Some points of debate were provided on the first day of negotiations. Namely, India’s Prime Minister Narendra Modi said on November 1 that the country would pledge to cut its emission to net zero by 2070, while most other countries have promised to do so by 2050.
China has announced plans for carbon neutrality by 2060.
In response, Italy’s Prime Minister Mario Draghi, and COP26 and G20 summit partner host country, referred to those pledges in a press conference the same day, calling them “incoherent behavior” compared to the promises made in previous venues.
However, Draghi, acknowledged “The achievements that we made for the first time in the G20 negotiations in pledges to keep global warming below 1.5 Celsius were also achieved thanks to [Modi].”

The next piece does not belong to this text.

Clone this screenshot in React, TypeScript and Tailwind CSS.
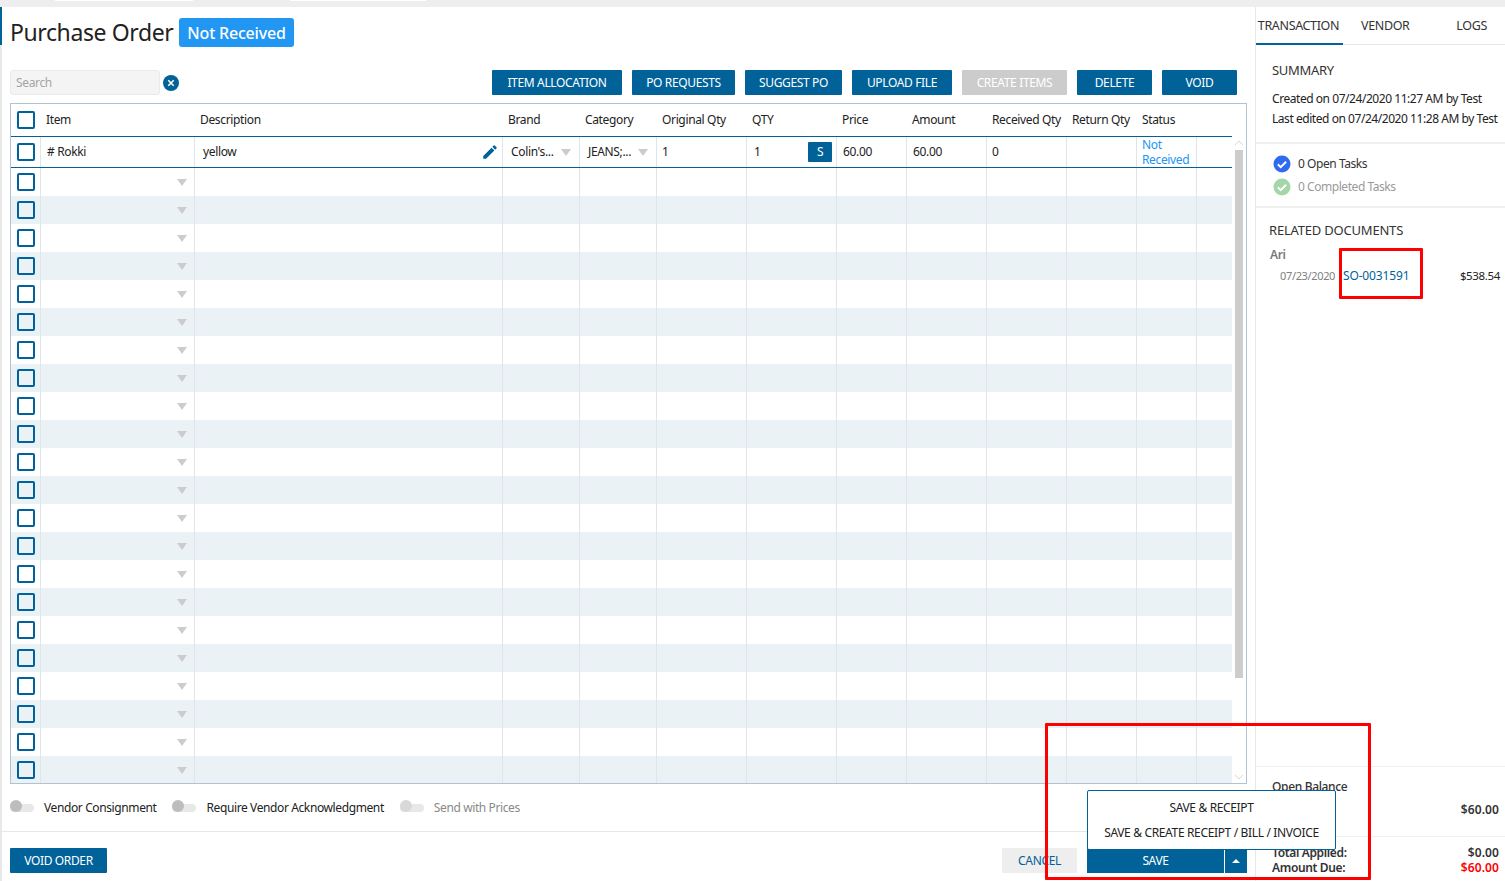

The G20 Summit took place on October 30 and 31 in Rome, paving the way for COP26.
‘One Minute to Midnight on the Doomsday Clock’
On November 2, the world leaders’ summit came to an end, leaving delegates and NGO representatives to take the floor.
The tone was set on November 1 when host nation leader Prime Minister Boris Johnson told the audience in the plenary session that the world was like James Bond trying to deactivate a “doomsday device, desperately trying to work out which colored wire to to pull to tear it off, while a clock ticks down remorselessly to a detonation that will end human life as we know it.”
He continued gravely, “except, this is not a movie.”
“It’s one minute to midnight on that doomsday clock, and we need to act now,” said Johnson passionately.
David Attenborough, a renowned scientist who attended as “People’s Advocate at the event,” also called on leaders to act in a race of “desperate hope”:
“If working apart we are a force powerful enough to destabilize our planet, surely working together we are powerful enough to save it,” said Attenborough.
He concluded: “In my lifetime I have witnessed a terrible decline. In yours, you could and should witness a wonderful recovery. That is why the world is looking to you, and why you are here.”
As even on November 2, activists’ protest outside of the conference continued to rage on, the gist was: the winds have changed. Let’s hope the world will not be disappointed.